### What to do
Select, from the material below, each line with "that" in it.

### Data lines
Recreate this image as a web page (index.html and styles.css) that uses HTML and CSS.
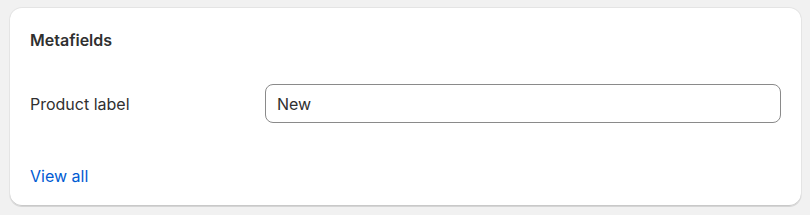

==

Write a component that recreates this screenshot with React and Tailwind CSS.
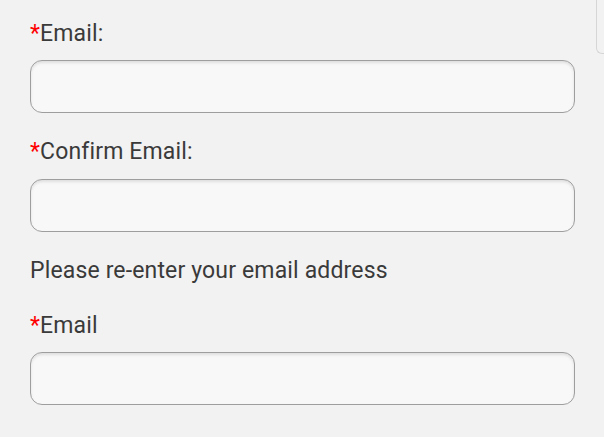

* * *

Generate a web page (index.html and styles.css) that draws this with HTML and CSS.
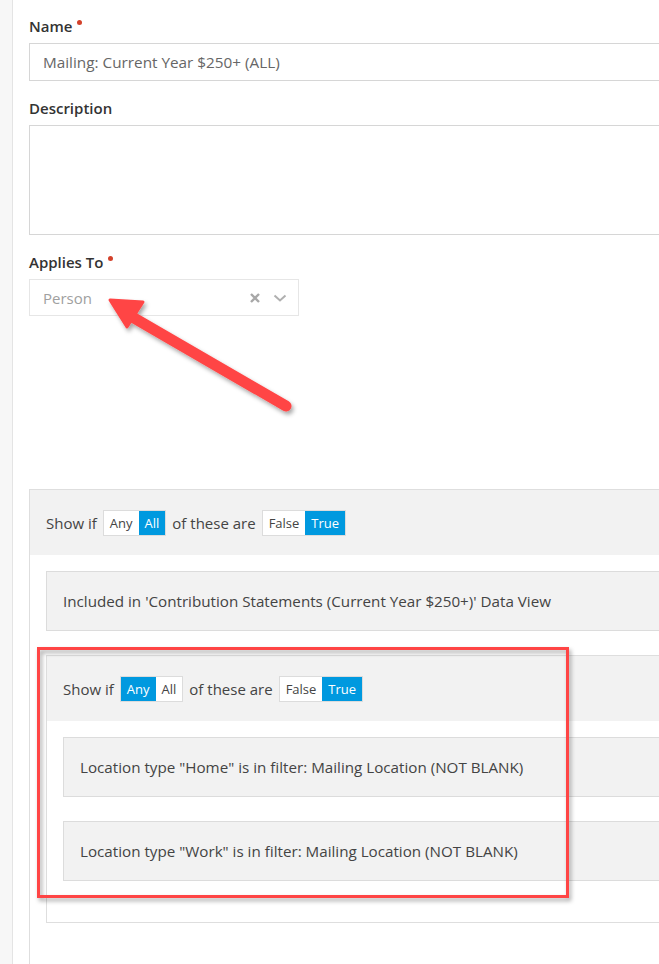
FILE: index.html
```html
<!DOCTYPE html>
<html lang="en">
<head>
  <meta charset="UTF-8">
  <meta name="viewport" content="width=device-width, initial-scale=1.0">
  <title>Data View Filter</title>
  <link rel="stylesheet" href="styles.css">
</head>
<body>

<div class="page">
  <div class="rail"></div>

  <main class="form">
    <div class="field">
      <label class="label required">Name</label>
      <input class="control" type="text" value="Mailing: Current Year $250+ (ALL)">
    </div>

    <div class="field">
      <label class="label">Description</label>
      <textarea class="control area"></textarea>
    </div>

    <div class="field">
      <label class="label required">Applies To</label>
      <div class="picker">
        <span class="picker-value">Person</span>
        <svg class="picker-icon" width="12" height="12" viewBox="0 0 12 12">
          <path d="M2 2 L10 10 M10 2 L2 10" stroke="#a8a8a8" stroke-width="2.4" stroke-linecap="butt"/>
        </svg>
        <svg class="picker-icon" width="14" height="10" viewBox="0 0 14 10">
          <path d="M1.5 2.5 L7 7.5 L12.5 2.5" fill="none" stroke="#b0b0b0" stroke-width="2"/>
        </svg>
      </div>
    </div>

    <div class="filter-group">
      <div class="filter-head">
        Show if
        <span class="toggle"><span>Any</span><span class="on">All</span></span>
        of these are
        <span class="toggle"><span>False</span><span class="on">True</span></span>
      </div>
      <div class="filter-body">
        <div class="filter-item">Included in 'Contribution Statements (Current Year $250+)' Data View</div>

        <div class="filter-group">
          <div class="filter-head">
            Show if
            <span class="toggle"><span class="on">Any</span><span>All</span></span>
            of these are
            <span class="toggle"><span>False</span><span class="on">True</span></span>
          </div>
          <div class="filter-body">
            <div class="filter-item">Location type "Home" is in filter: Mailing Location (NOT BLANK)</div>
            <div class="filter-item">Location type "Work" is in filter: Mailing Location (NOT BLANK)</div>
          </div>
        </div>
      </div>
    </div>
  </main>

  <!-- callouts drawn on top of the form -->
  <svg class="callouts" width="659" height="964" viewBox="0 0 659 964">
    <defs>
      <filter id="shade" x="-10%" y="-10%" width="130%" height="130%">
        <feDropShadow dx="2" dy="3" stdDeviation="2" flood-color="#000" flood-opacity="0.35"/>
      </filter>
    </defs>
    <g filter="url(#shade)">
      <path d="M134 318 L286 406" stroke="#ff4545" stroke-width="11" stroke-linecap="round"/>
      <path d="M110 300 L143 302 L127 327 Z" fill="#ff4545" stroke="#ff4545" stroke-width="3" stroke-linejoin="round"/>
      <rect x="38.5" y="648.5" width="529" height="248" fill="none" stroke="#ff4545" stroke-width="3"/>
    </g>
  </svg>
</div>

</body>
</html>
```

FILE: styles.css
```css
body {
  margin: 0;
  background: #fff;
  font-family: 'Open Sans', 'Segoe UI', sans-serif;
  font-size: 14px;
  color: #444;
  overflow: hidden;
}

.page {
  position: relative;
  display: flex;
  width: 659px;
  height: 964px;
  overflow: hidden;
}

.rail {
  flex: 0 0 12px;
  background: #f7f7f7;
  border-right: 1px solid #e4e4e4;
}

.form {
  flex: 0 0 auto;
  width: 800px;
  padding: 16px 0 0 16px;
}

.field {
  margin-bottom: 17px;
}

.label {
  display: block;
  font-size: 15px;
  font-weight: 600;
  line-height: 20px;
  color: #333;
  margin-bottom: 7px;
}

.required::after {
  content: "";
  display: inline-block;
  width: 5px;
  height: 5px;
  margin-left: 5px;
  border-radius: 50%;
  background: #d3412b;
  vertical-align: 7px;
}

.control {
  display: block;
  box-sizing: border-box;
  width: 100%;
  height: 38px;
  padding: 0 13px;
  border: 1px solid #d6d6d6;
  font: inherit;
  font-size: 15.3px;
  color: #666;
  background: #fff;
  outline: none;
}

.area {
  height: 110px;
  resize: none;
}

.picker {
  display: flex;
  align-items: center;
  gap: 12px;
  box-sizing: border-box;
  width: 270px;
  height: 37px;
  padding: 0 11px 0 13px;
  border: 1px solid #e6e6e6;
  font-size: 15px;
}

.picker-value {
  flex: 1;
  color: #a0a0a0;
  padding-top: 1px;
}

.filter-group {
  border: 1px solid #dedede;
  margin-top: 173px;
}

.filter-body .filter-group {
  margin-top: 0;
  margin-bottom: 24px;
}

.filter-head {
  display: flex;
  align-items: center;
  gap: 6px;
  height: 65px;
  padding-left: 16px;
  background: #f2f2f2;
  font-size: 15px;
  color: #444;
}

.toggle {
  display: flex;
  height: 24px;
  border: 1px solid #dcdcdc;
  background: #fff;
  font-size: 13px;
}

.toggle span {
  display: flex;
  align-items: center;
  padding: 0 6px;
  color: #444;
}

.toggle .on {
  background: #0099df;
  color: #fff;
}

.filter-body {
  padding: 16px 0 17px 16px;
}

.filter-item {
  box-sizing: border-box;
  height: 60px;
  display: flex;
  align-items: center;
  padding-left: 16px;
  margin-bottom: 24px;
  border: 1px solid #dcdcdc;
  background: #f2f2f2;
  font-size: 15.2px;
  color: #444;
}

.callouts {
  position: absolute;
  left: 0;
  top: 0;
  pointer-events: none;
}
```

### Right answer
Recreate this image as a web page (index.html and styles.css) that uses HTML and CSS.
Write a component that recreates this screenshot with React and Tailwind CSS.
Generate a web page (index.html and styles.css) that draws this with HTML and CSS.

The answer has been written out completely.